Restate the data below word for word. Skip any images it contains.
▽
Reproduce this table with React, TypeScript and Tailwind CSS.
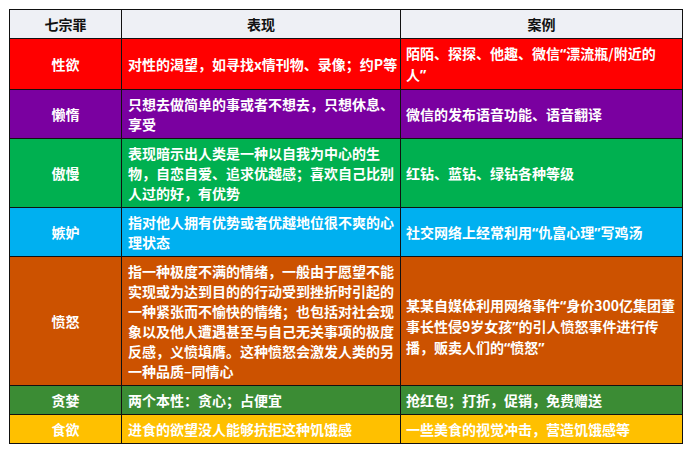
const rows = [
  {
    name: '性欲',
    bg: 'bg-[#ff0000]',
    desc: ['对性的渴望，如寻找x情刊物、录像；约P等'],
    cases: ['陌陌、探探、他趣、微信“漂流瓶/附近的', '人”'],
  },
  {
    name: '懒惰',
    bg: 'bg-[#7a00a0]',
    desc: ['只想去做简单的事或者不想去，只想休息、', '享受'],
    cases: ['微信的发布语音功能、语音翻译'],
  },
  {
    name: '傲慢',
    bg: 'bg-[#00b050]',
    desc: ['表现暗示出人类是一种以自我为中心的生', '物，自恋自爱、追求优越感；喜欢自己比别', '人过的好，有优势'],
    cases: ['红钻、蓝钻、绿钻各种等级'],
  },
  {
    name: '嫉妒',
    bg: 'bg-[#00b0f0]',
    desc: ['指对他人拥有优势或者优越地位很不爽的心', '理状态'],
    cases: ['社交网络上经常利用“仇富心理”写鸡汤'],
  },
  {
    name: '愤怒',
    bg: 'bg-[#cc5200]',
    desc: [
      '指一种极度不满的情绪，一般由于愿望不能',
      '实现或为达到目的的行动受到挫折时引起的',
      '一种紧张而不愉快的情绪；也包括对社会现',
      '象以及他人遭遇甚至与自己无关事项的极度',
      '反感，义愤填膺。这种愤怒会激发人类的另',
      '一种品质–同情心',
    ],
    cases: ['某某自媒体利用网络事件“身价300亿集团董', '事长性侵9岁女孩”的引人愤怒事件进行传', '播，贩卖人们的“愤怒”'],
    casePad: 'pt-[14px]',
  },
  {
    name: '贪婪',
    bg: 'bg-[#3b8c34]',
    desc: ['两个本性：贪心；占便宜'],
    cases: ['抢红包；打折，促销，免费赠送'],
  },
  {
    name: '食欲',
    bg: 'bg-[#ffc000]',
    desc: ['进食的欲望没人能够抗拒这种饥饿感'],
    cases: ['一些美食的视觉冲击，营造饥饿感等'],
  },
];

// curly quotes are narrow in the original, so render them in a latin face
function Line({ text }: { text: string }) {
  const parts = text.split(/([“”])/);
  return (
    <div className="whitespace-nowrap">
      {parts.map((p, i) =>
        p === '“' || p === '”' ? (
          <span key={i} className="font-['Noto_Sans']">
            {p}
          </span>
        ) : (
          <span key={i}>{p}</span>
        ),
      )}
    </div>
  );
}

function Lines({ lines }: { lines: string[] }) {
  return (
    <>
      {lines.map((l, i) => (
        <Line key={i} text={l} />
      ))}
    </>
  );
}

export default function App() {
  return (
    <div
      className="w-[691px] h-[452px] bg-white pl-[9px] pt-[9px]"
      style={{ fontFamily: '"Noto Sans CJK SC", "Noto Sans", sans-serif' }}
    >
      <table className="w-[673px] table-fixed border-collapse border border-[#111] text-[14px] leading-[20px] font-bold">
        <colgroup>
          <col className="w-[112px]" />
          <col className="w-[279px]" />
          <col className="w-[282px]" />
        </colgroup>
        <thead>
          <tr className="bg-[#eef0f5] text-[#111]">
            <th className="border border-[#111] py-[4px] text-center">七宗罪</th>
            <th className="border border-[#111] py-[4px] text-center">表现</th>
            <th className="border border-[#111] py-[4px] text-center">案例</th>
          </tr>
        </thead>
        <tbody>
          {rows.map((r) => (
            <tr key={r.name} className={`${r.bg} text-white`}>
              <td className="border border-[#111] py-[4px] text-center align-middle">{r.name}</td>
              <td className="border border-[#111] py-[4px] px-[6px] align-middle overflow-hidden">
                <Lines lines={r.desc} />
              </td>
              <td className={`border border-[#111] py-[4px] px-[5px] align-middle overflow-hidden ${r.casePad ?? ''}`}>
                <Lines lines={r.cases} />
              </td>
            </tr>
          ))}
        </tbody>
      </table>
    </div>
  );
}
△
◆ Solution for this problem
Reproduce this table with React, TypeScript and Tailwind CSS.
const rows = [
  {
    name: '性欲',
    bg: 'bg-[#ff0000]',
    desc: ['对性的渴望，如寻找x情刊物、录像；约P等'],
    cases: ['陌陌、探探、他趣、微信“漂流瓶/附近的', '人”'],
  },
  {
    name: '懒惰',
    bg: 'bg-[#7a00a0]',
    desc: ['只想去做简单的事或者不想去，只想休息、', '享受'],
    cases: ['微信的发布语音功能、语音翻译'],
  },
  {
    name: '傲慢',
    bg: 'bg-[#00b050]',
    desc: ['表现暗示出人类是一种以自我为中心的生', '物，自恋自爱、追求优越感；喜欢自己比别', '人过的好，有优势'],
    cases: ['红钻、蓝钻、绿钻各种等级'],
  },
  {
    name: '嫉妒',
    bg: 'bg-[#00b0f0]',
    desc: ['指对他人拥有优势或者优越地位很不爽的心', '理状态'],
    cases: ['社交网络上经常利用“仇富心理”写鸡汤'],
  },
  {
    name: '愤怒',
    bg: 'bg-[#cc5200]',
    desc: [
      '指一种极度不满的情绪，一般由于愿望不能',
      '实现或为达到目的的行动受到挫折时引起的',
      '一种紧张而不愉快的情绪；也包括对社会现',
      '象以及他人遭遇甚至与自己无关事项的极度',
      '反感，义愤填膺。这种愤怒会激发人类的另',
      '一种品质–同情心',
    ],
    cases: ['某某自媒体利用网络事件“身价300亿集团董', '事长性侵9岁女孩”的引人愤怒事件进行传', '播，贩卖人们的“愤怒”'],
    casePad: 'pt-[14px]',
  },
  {
    name: '贪婪',
    bg: 'bg-[#3b8c34]',
    desc: ['两个本性：贪心；占便宜'],
    cases: ['抢红包；打折，促销，免费赠送'],
  },
  {
    name: '食欲',
    bg: 'bg-[#ffc000]',
    desc: ['进食的欲望没人能够抗拒这种饥饿感'],
    cases: ['一些美食的视觉冲击，营造饥饿感等'],
  },
];

// curly quotes are narrow in the original, so render them in a latin face
function Line({ text }: { text: string }) {
  const parts = text.split(/([“”])/);
  return (
    <div className="whitespace-nowrap">
      {parts.map((p, i) =>
        p === '“' || p === '”' ? (
          <span key={i} className="font-['Noto_Sans']">
            {p}
          </span>
        ) : (
          <span key={i}>{p}</span>
        ),
      )}
    </div>
  );
}

function Lines({ lines }: { lines: string[] }) {
  return (
    <>
      {lines.map((l, i) => (
        <Line key={i} text={l} />
      ))}
    </>
  );
}

export default function App() {
  return (
    <div
      className="w-[691px] h-[452px] bg-white pl-[9px] pt-[9px]"
      style={{ fontFamily: '"Noto Sans CJK SC", "Noto Sans", sans-serif' }}
    >
      <table className="w-[673px] table-fixed border-collapse border border-[#111] text-[14px] leading-[20px] font-bold">
        <colgroup>
          <col className="w-[112px]" />
          <col className="w-[279px]" />
          <col className="w-[282px]" />
        </colgroup>
        <thead>
          <tr className="bg-[#eef0f5] text-[#111]">
            <th className="border border-[#111] py-[4px] text-center">七宗罪</th>
            <th className="border border-[#111] py-[4px] text-center">表现</th>
            <th className="border border-[#111] py-[4px] text-center">案例</th>
          </tr>
        </thead>
        <tbody>
          {rows.map((r) => (
            <tr key={r.name} className={`${r.bg} text-white`}>
              <td className="border border-[#111] py-[4px] text-center align-middle">{r.name}</td>
              <td className="border border-[#111] py-[4px] px-[6px] align-middle overflow-hidden">
                <Lines lines={r.desc} />
              </td>
              <td className={`border border-[#111] py-[4px] px-[5px] align-middle overflow-hidden ${r.casePad ?? ''}`}>
                <Lines lines={r.cases} />
              </td>
            </tr>
          ))}
        </tbody>
      </table>
    </div>
  );
}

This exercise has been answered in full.